A STUDENT project that uses social networking, short message service (SMS) and Smart Communications Inc.’s money transfer to gather relief goods for communities hit by disasters won this year’s Smart Wireless Engineering Education Program (Smart Sweep) Innovation and Excellence Award.
The student team from Ateneo de Manila University (ADMU) won P500,000 for themselves and P500,000 in grants for their school last Saturday at the SM Megamall in Mandaluyong City.
Charese Olmoguez (right), student team leader of Ateneo de Davao, explains to Smart SWEEP judges how her group’s search and rescue management system, which uses global positioning system (GPS) and geographic information system (GIS) data, works. Ateneo de Davao won second place in last Saturday’s Smart SWEEP Innovation and Excellence Award. (PHOTO FROM SMART PUBLIC AFFAIRS)
The Smart Sweep Innovation and Excellence Award was dominated by Ateneo schools, with ADMU taking the first and third spots and Ateneo de Davao University taking second place.
The ADMU team of Marc Ericson Santos, Adrian Khan, Carlos Miguel Lacson and Marty Peterson Tan was mentored by Ronell Sicat. The team created an integrated system that allowed people not only to donate online but to also invite friends in their social network to donate to their communities of choice. The system also tracks the donations.

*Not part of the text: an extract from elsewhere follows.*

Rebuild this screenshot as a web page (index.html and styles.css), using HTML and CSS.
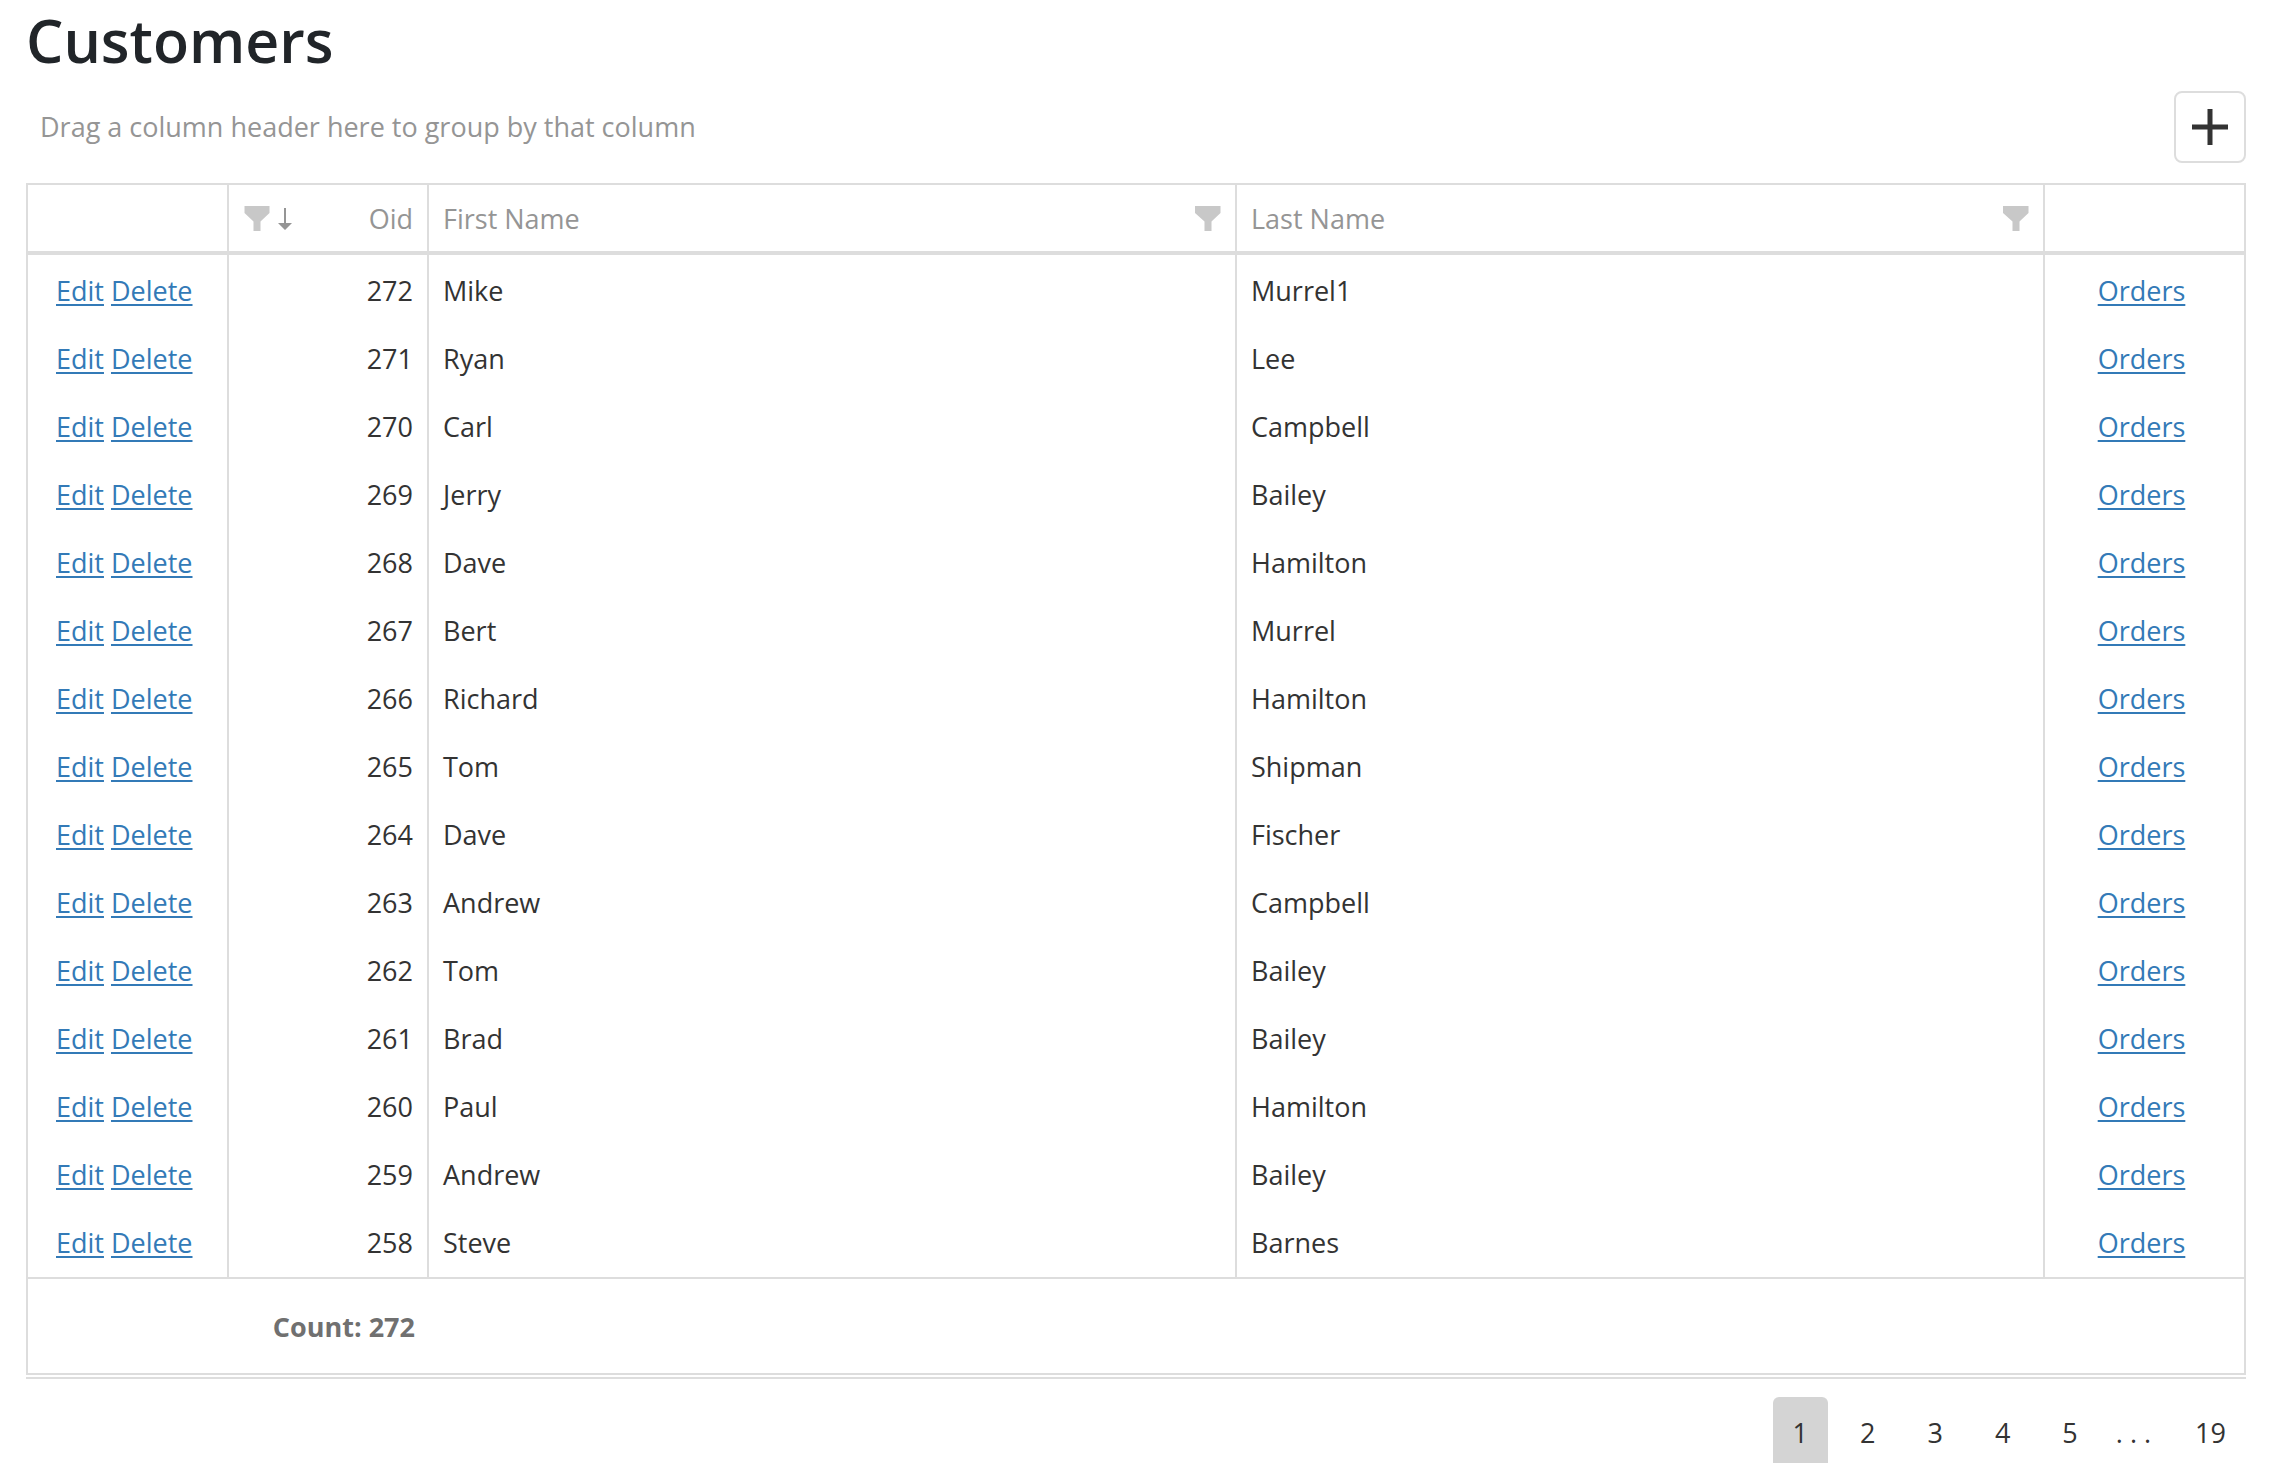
FILE: index.html
```html
<!DOCTYPE html>
<html lang="en">
<head>
<meta charset="utf-8">
<meta name="viewport" content="width=device-width, initial-scale=1">
<title>Customers</title>
<link rel="stylesheet" href="styles.css">
</head>
<body>
<main class="page">
  <h1 class="title">Customers</h1>
  <div class="toolbar">
    <p class="group-hint">Drag a column header here to group by that column</p>
    <button class="add-button" type="button" aria-label="Add customer">
      <svg width="36" height="36" viewBox="0 0 36 36" aria-hidden="true"><path d="M15.500 0h5v15.500H36v5H20.500V36h-5V20.500H0v-5h15.500z" fill="#333"/></svg>
    </button>
  </div>
  <table class="grid">
    <colgroup><col class="col-commands"><col class="col-oid"><col><col><col class="col-orders"></colgroup>
    <thead>
      <tr>
        <th></th>
        <th><div class="head"><span class="head-icons"><button class="filter" type="button" aria-label="Filter by Oid"><svg width="26" height="26" viewBox="0 0 26 26" aria-hidden="true"><path d="M0.500 0H25.500v7L16.500 15.500v9.500h-7v-9.500L0.500 7z" fill="#c8c8c8"/></svg></button><svg width="14" height="22" viewBox="0 0 14 22" aria-hidden="true"><path d="M6 0h2v15h6l-7 7-7-7h6z" fill="#959595"/></svg></span><span>Oid</span></div></th>
        <th><div class="head"><span>First Name</span><button class="filter" type="button" aria-label="Filter by First Name"><svg width="26" height="26" viewBox="0 0 26 26" aria-hidden="true"><path d="M0 0H25.500v7L16.500 15.500v9.500h-7v-9.500L0 7z" fill="#c8c8c8"/></svg></button></div></th>
        <th><div class="head"><span>Last Name</span><button class="filter" type="button" aria-label="Filter by Last Name"><svg width="26" height="26" viewBox="0 0 26 26" aria-hidden="true"><path d="M0 0H25.500v7L16.500 15.500v9.500h-7v-9.500L0 7z" fill="#c8c8c8"/></svg></button></div></th>
        <th></th>
      </tr>
    </thead>
    <tbody>
      <tr><td class="commands"><a href="#">Edit</a> <a href="#">Delete</a></td><td class="number">272</td><td>Mike</td><td>Murrel1</td><td class="orders"><a href="#">Orders</a></td></tr>
      <tr><td class="commands"><a href="#">Edit</a> <a href="#">Delete</a></td><td class="number">271</td><td>Ryan</td><td>Lee</td><td class="orders"><a href="#">Orders</a></td></tr>
      <tr><td class="commands"><a href="#">Edit</a> <a href="#">Delete</a></td><td class="number">270</td><td>Carl</td><td>Campbell</td><td class="orders"><a href="#">Orders</a></td></tr>
      <tr><td class="commands"><a href="#">Edit</a> <a href="#">Delete</a></td><td class="number">269</td><td>Jerry</td><td>Bailey</td><td class="orders"><a href="#">Orders</a></td></tr>
      <tr><td class="commands"><a href="#">Edit</a> <a href="#">Delete</a></td><td class="number">268</td><td>Dave</td><td>Hamilton</td><td class="orders"><a href="#">Orders</a></td></tr>
      <tr><td class="commands"><a href="#">Edit</a> <a href="#">Delete</a></td><td class="number">267</td><td>Bert</td><td>Murrel</td><td class="orders"><a href="#">Orders</a></td></tr>
      <tr><td class="commands"><a href="#">Edit</a> <a href="#">Delete</a></td><td class="number">266</td><td>Richard</td><td>Hamilton</td><td class="orders"><a href="#">Orders</a></td></tr>
      <tr><td class="commands"><a href="#">Edit</a> <a href="#">Delete</a></td><td class="number">265</td><td>Tom</td><td>Shipman</td><td class="orders"><a href="#">Orders</a></td></tr>
      <tr><td class="commands"><a href="#">Edit</a> <a href="#">Delete</a></td><td class="number">264</td><td>Dave</td><td>Fischer</td><td class="orders"><a href="#">Orders</a></td></tr>
      <tr><td class="commands"><a href="#">Edit</a> <a href="#">Delete</a></td><td class="number">263</td><td>Andrew</td><td>Campbell</td><td class="orders"><a href="#">Orders</a></td></tr>
      <tr><td class="commands"><a href="#">Edit</a> <a href="#">Delete</a></td><td class="number">262</td><td>Tom</td><td>Bailey</td><td class="orders"><a href="#">Orders</a></td></tr>
      <tr><td class="commands"><a href="#">Edit</a> <a href="#">Delete</a></td><td class="number">261</td><td>Brad</td><td>Bailey</td><td class="orders"><a href="#">Orders</a></td></tr>
      <tr><td class="commands"><a href="#">Edit</a> <a href="#">Delete</a></td><td class="number">260</td><td>Paul</td><td>Hamilton</td><td class="orders"><a href="#">Orders</a></td></tr>
      <tr><td class="commands"><a href="#">Edit</a> <a href="#">Delete</a></td><td class="number">259</td><td>Andrew</td><td>Bailey</td><td class="orders"><a href="#">Orders</a></td></tr>
      <tr><td class="commands"><a href="#">Edit</a> <a href="#">Delete</a></td><td class="number">258</td><td>Steve</td><td>Barnes</td><td class="orders"><a href="#">Orders</a></td></tr>
    </tbody>
    <tfoot>
      <tr><td></td><td class="number">Count: 272</td><td></td><td></td><td></td></tr>
    </tfoot>
  </table>
  <nav class="pager" aria-label="Pages">
    <button class="page-button current" type="button" aria-current="page">1</button>
    <button class="page-button" type="button">2</button>
    <button class="page-button" type="button">3</button>
    <button class="page-button" type="button">4</button>
    <button class="page-button" type="button">5</button>
    <span class="ellipsis">. . .</span>
    <button class="page-button" type="button">19</button>
  </nav>
</main>
</body>
</html>
```
FILE: styles.css
```css
* {
  box-sizing: border-box;
}

html {
  height: 100%;
}

body {
  height: 100%;
  margin: 0;
  overflow-y: auto;
  scrollbar-width: none;
  background: #fff;
  color: #333;
  font-family: "Open Sans", "Noto Sans", sans-serif;
  font-size: 27px;
  line-height: 36px;
}

.page {
  padding: 0 36px 0 26px;
}

.title {
  margin: 0;
  padding-bottom: 11px;
  color: #212529;
  font-size: 59px;
  font-weight: 600;
  line-height: 80px;
}

.toolbar {
  display: flex;
  align-items: center;
  justify-content: space-between;
  padding: 0 0 20px 14px;
}

.group-hint {
  margin: 0;
  color: #959595;
}

button {
  padding: 0;
  border: 0;
  background: none;
  color: inherit;
  font: inherit;
}

.add-button {
  display: grid;
  place-items: center;
  width: 72px;
  height: 72px;
  border: 2px solid #ddd;
  border-radius: 8px;
}

.grid {
  width: 100%;
  border: 2px solid #ddd;
  border-collapse: separate;
  border-spacing: 0;
  table-layout: fixed;
}

.col-commands {
  width: 201px;
}

.col-oid {
  width: 200px;
}

.col-orders {
  width: 199px;
}

th,
td {
  padding: 16px 14px;
  border-right: 2px solid #ddd;
  text-align: left;
}

th:last-child,
td:last-child {
  border-right: 0;
}

th {
  padding: 16px 14px 14px;
  border-bottom: 4px solid #ddd;
  color: #959595;
  font-weight: 400;
}

.head {
  display: flex;
  align-items: center;
  justify-content: space-between;
}

.head-icons {
  display: flex;
  align-items: center;
  gap: 8px;
  padding-left: 1px;
}

.filter {
  display: block;
}

.filter svg {
  display: block;
}

tbody tr:first-child td {
  padding-top: 18px;
}

td.number {
  text-align: right;
}

td.commands {
  padding-left: 28px;
  white-space: nowrap;
}

td.orders {
  padding-right: 20px;
  text-align: center;
}

a {
  color: #337ab7;
  text-decoration: underline;
  text-decoration-thickness: 2px;
  text-underline-offset: 3px;
}

tfoot td {
  padding: 30px 14px 28px;
  border-top: 2px solid #ddd;
  border-right: 0;
  color: #707070;
  font-weight: 700;
}

.pager {
  display: flex;
  align-items: center;
  justify-content: flex-end;
  gap: 12px;
  margin-top: 2px;
  padding-top: 18px;
  border-top: 2px solid #ddd;
}

.page-button {
  min-width: 55px;
  padding: 18px 20px;
  border-radius: 6px;
}

.ellipsis {
  padding: 0 12px 0 6px;
}

.current {
  background: #d4d4d4;
}
```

University of San Carlos, the lone Cebu finalist in the nationwide contest of mobile solutions to community response to disasters, did not win. The USC student team led by Mark Joseph Salvado submitted a system that detects fires in houses and then alerts a community monitoring center and the fire department. The system transmitted alert data using frequency modulation (FM) and Internet protocol (IP).
Cebu was wiped out in the PalaECEpan, a nationwide quiz bee on electronics and communications engineering. All Cebu teams were eliminated on the first day of the event.
Science and Technology Education Center (Stec) in Basak, Lapu-Lapu City saved Cebu from a shutout by winning twice. Charles Pascual, a fourth year high school student at Stec, topped students from all over the country in the first Doon Po Sa Amin (DPSA) quiz bee.
Stec, under adviser Donald Dungog, was also named best in Math in the topic category of the DPSA Learning Challenge, a nationwide contest on the best submissions for web-based information and educational materials. Stec submitted as projects a study of local measurements like gantang; a study of the academic performance of Lapu-Lapu students and how information on their current standings affect future performances; and a project to help out of school youth re-enroll.
For his win, Pascual got P5,000 for himself, P5,000 for Dungog, his coach, and another P5,000 for Stec. For winning best in Math, Stec won P30,000 and mobile Internet kits for the teachers and students who are part of the team.
A student team from the Ateneo de Davao University, meanwhile, got second place in the Smart Sweep Innovation and Excellence award.
The student team of Charese Olmoguez, Ann Marie Rosells Balinas, and Flora May dela Cruz had as mentor, engineer Marloue Pidor.
They submitted a system for search and rescue management in the Davao Gulf using global positioning system (GPS) and geographic information system (GIS) data.
The Ateneo de Davao team won P300,000 for themselves and another P300,000 in grants for their school.
Winning third place was a student project that made use of Smart’s person location service to provide information on flooding through SMS, multimedia messaging service (MMS) and the Internet. The team won P150,000 for themselves and another P150,000 in grants for their school.
The Smart Sweep is an annual contest among engineering schools that have partnered with Smart. The projects must provide mobile solutions to help communities deal with disasters.
Mon Isberto, head of Smart’s public affairs group, said the contest focuses on that theme because the company feels that more can be done to help communities deal with disasters.
While none of the projects submitted in the five stagings of the contest have been commercialized, the prize money has helped winning schools upgrade or purchase teaching equipment.
Maria Magdalena Gatdula, an adviser of the Bulacan State University (BSU), said her school was able to purchase LCD projectors, PC sets, laptops and licensed software using the P500,000 in grants that they won in the 3rd Smart Sweep.
The win two years ago, Gatdula said, inspired BSU students that the school typically gets 30 project proposals from students whenever Smart Sweep opens. The proposals are then culled because each school is limited to 10 entries.
Gatdula said most of the proposal submitted by the students also serve as their thesis projects.
Isberto said the panel defense component of the contest helps prepare engineering students for work, where they have to give presentations to their managers and other company officials.